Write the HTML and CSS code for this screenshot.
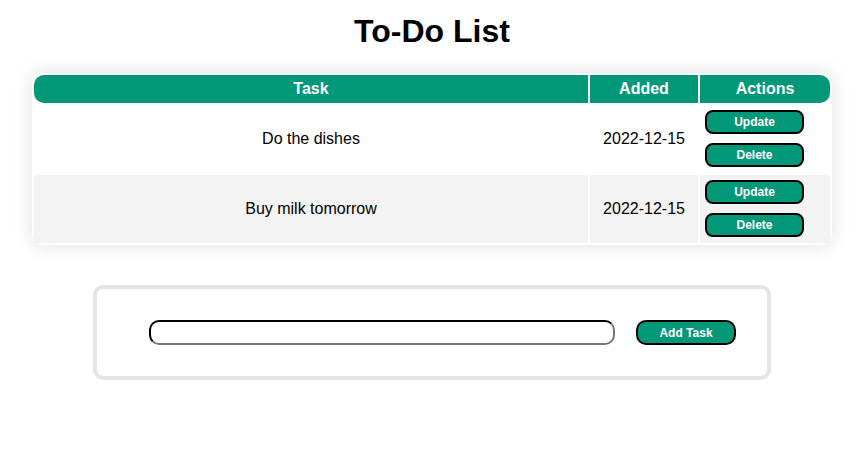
FILE: index.html
```html
<!DOCTYPE html>
<html lang="en">
<head>
<meta charset="utf-8">
<title>To-Do List</title>
<link rel="stylesheet" href="styles.css">
</head>
<body>
<main class="page">
  <h1 class="title">To-Do List</h1>
  <table class="todo-table">
    <thead>
      <tr>
        <th class="col-task">Task</th>
        <th class="col-added">Added</th>
        <th class="col-actions">Actions</th>
      </tr>
    </thead>
    <tbody>
      <tr>
        <td class="cell-task">Do the dishes</td>
        <td class="cell-added">2022-12-15</td>
        <td class="cell-actions">
          <button class="btn">Update</button>
          <button class="btn btn-second">Delete</button>
        </td>
      </tr>
      <tr class="row-alt">
        <td class="cell-task">Buy milk tomorrow</td>
        <td class="cell-added">2022-12-15</td>
        <td class="cell-actions">
          <button class="btn">Update</button>
          <button class="btn btn-second">Delete</button>
        </td>
      </tr>
    </tbody>
  </table>
  <form class="add-form">
    <input class="task-input" type="text">
    <button class="btn btn-add" type="button">Add Task</button>
  </form>
</main>
</body>
</html>
```
FILE: styles.css
```css
html, body {
  margin: 0;
  padding: 0;
  background: #ffffff;
}
body {
  font-family: "Liberation Sans", Arial, sans-serif;
  color: #000;
}
.page {
  width: 864px;
  display: flex;
  flex-direction: column;
  align-items: center;
}
.title {
  font-size: 32px;
  font-weight: bold;
  margin: 13px 0 23px;
  line-height: 37px;
}
.todo-table {
  width: 800px;
  border-spacing: 2px;
  background: #fff;
  border-radius: 10px;
  box-shadow: 0 0 20px rgba(0, 0, 0, 0.13);
  font-size: 16px;
}
.todo-table th {
  background: #009879;
  color: #fff;
  font-weight: bold;
  height: 28px;
  padding: 0;
  font-size: 16px;
}
.col-task {
  border-radius: 10px 0 0 10px;
}
.col-added {
  width: 108px;
}
.col-actions {
  width: 130px;
  border-radius: 0 10px 10px 0;
}
.todo-table td {
  padding: 0;
  text-align: center;
}
.row-alt td {
  background: #f3f3f3;
}
.cell-actions {
  padding: 5px 6px 6px 5px !important;
  text-align: left !important;
}
.btn {
  display: block;
  width: 99px;
  height: 24px;
  background: #009879;
  color: #fff;
  border: 2px solid #000;
  border-radius: 8px;
  font-family: "Liberation Sans", Arial, sans-serif;
  font-weight: bold;
  font-size: 12px;
  padding: 0;
}
.btn-second {
  margin-top: 9px;
}
.add-form {
  box-sizing: border-box;
  width: 678px;
  height: 95px;
  margin-top: 40px;
  border: 4px solid #e5e5e5;
  border-radius: 10px;
  display: flex;
  align-items: center;
  padding-left: 52px;
  gap: 21px;
}
.task-input {
  box-sizing: border-box;
  width: 466px;
  height: 25px;
  border: 2px inset #767676;
  border-top-color: #111;
  border-left-color: #111;
  border-radius: 10px;
  padding: 0 6px;
  margin: 0;
}
.btn-add {
  display: block;
  width: 100px;
  height: 25px;
  border-radius: 10px;
}
```
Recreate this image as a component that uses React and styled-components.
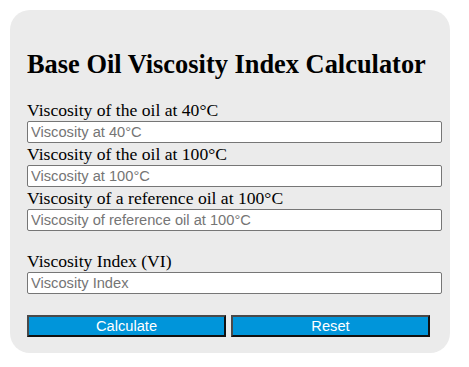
import React from 'react';
import styled, { createGlobalStyle } from 'styled-components';

const GlobalStyle = createGlobalStyle`
  body {
    margin: 0;
    padding: 10px;
    background: #ffffff;
    font-family: "Liberation Serif", "Times New Roman", serif;
  }
`;

const Card = styled.div`
  box-sizing: border-box;
  width: 440px;
  padding: 40px 8px 16px 17px;
  background-color: #ebebeb;
  border-radius: 20px;
`;

const Title = styled.h2`
  margin: 0 0 22px 0;
  font-size: 26.4px;
  line-height: 28px;
  font-weight: bold;
  color: #000;
`;

const Label = styled.label`
  display: block;
  margin: ${props => (props.spaced ? '20px 0 1px' : '1px 0 1px')};
  font-size: 17.6px;
  line-height: 20px;
  color: #000;
`;

const Field = styled.input`
  display: block;
  box-sizing: border-box;
  width: 415px;
  height: 22px;
  margin: 0;
  padding: 0 3px;
  border: 1px solid #767676;
  border-radius: 2px;
  background: #fff;
  font-family: "Liberation Sans", Arial, sans-serif;
  font-size: 14.67px;
  color: #000;

  &::placeholder {
    color: #757575;
  }
`;

const ButtonRow = styled.div`
  display: flex;
  gap: 5px;
  margin-top: 21px;
`;

const Button = styled.button`
  box-sizing: border-box;
  width: 199px;
  height: 22px;
  padding: 0;
  background-color: #0095da;
  color: #fff;
  font-family: "Liberation Sans", Arial, sans-serif;
  font-size: 14.67px;
  border-style: solid;
  border-width: 2px;
  border-color: #4a4a4a #111 #111 #4a4a4a;
  cursor: pointer;
`;

const fields = [
  { label: 'Viscosity of the oil at 40°C', placeholder: 'Viscosity at 40°C' },
  { label: 'Viscosity of the oil at 100°C', placeholder: 'Viscosity at 100°C' },
  { label: 'Viscosity of a reference oil at 100°C', placeholder: 'Viscosity of reference oil at 100°C' },
];

export default function App() {
  return (
    <>
      <GlobalStyle />
      <Card>
        <Title>Base Oil Viscosity Index Calculator</Title>
        {fields.map((f, i) => (
          <div key={i}>
            <Label>{f.label}</Label>
            <Field type="text" placeholder={f.placeholder} />
          </div>
        ))}
        <Label spaced>Viscosity Index (VI)</Label>
        <Field type="text" placeholder="Viscosity Index" readOnly />
        <ButtonRow>
          <Button>Calculate</Button>
          <Button>Reset</Button>
        </ButtonRow>
      </Card>
    </>
  );
}
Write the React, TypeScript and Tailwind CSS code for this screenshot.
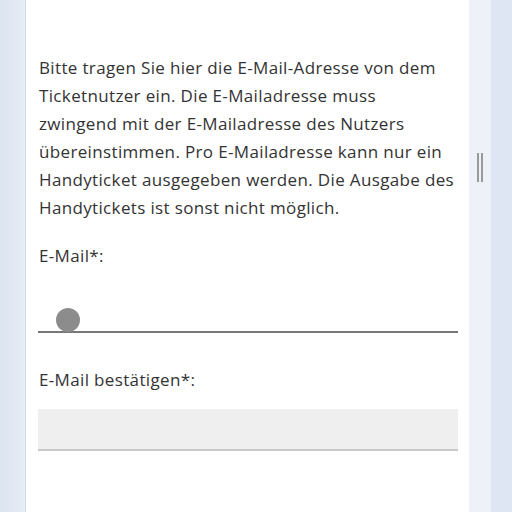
export default function App() {
    return (
        <div className="flex h-[512px] w-[512px] overflow-hidden bg-[#dfe6f2]" style={{ fontFamily: '"Open Sans", Lato, sans-serif' }}>
            <div className="w-[26px] shrink-0 bg-gradient-to-r from-[#dde5f1] to-[#e6ecf5] border-r border-[#d3dbe7]" />
            <div className="flex-1 bg-white pl-[12px] pr-[11px] pt-[54px] text-[#333333] tracking-[0.35px]">
                <p className="whitespace-nowrap pl-px text-[17px] leading-[28px]">
                    Bitte tragen Sie hier die E-Mail-Adresse von dem
                    <br />
                    Ticketnutzer ein. Die E-Mailadresse muss
                    <br />
                    zwingend mit der E-Mailadresse des Nutzers
                    <br />
                    übereinstimmen. Pro E-Mailadresse kann nur ein
                    <br />
                    Handyticket ausgegeben werden. Die Ausgabe des
                    <br />
                    Handytickets ist sonst nicht möglich.
                </p>

                <label className="mt-[20px] block pl-px text-[17px] leading-[28px]">E-Mail*:</label>
                <div className="relative mt-[61px] h-[2px] bg-[#777777]">
                    <span className="absolute left-[18px] top-[-23px] h-[24px] w-[24px] rounded-full bg-[#8c8c8c]" />
                </div>

                <label className="mt-[33px] block pl-px text-[17px] leading-[28px]">E-Mail bestätigen*:</label>
                <div className="mt-[15px] h-[42px] border-b-2 border-[#c9c9c9] bg-[#efefef]" />
            </div>
            <div className="relative w-[22px] shrink-0 bg-[#eef2f8]">
                <span className="absolute left-[8px] top-[153px] h-[29px] w-[2px] bg-[#9a9a9a]" />
                <span className="absolute left-[12px] top-[153px] h-[29px] w-[2px] bg-[#9a9a9a]" />
            </div>
            <div className="w-[21px] shrink-0 bg-[#dfe6f3]" />
        </div>
    );
}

Exercise objective:
Tell how many lines above contain the word "code". Give the number alone.

Task output:
2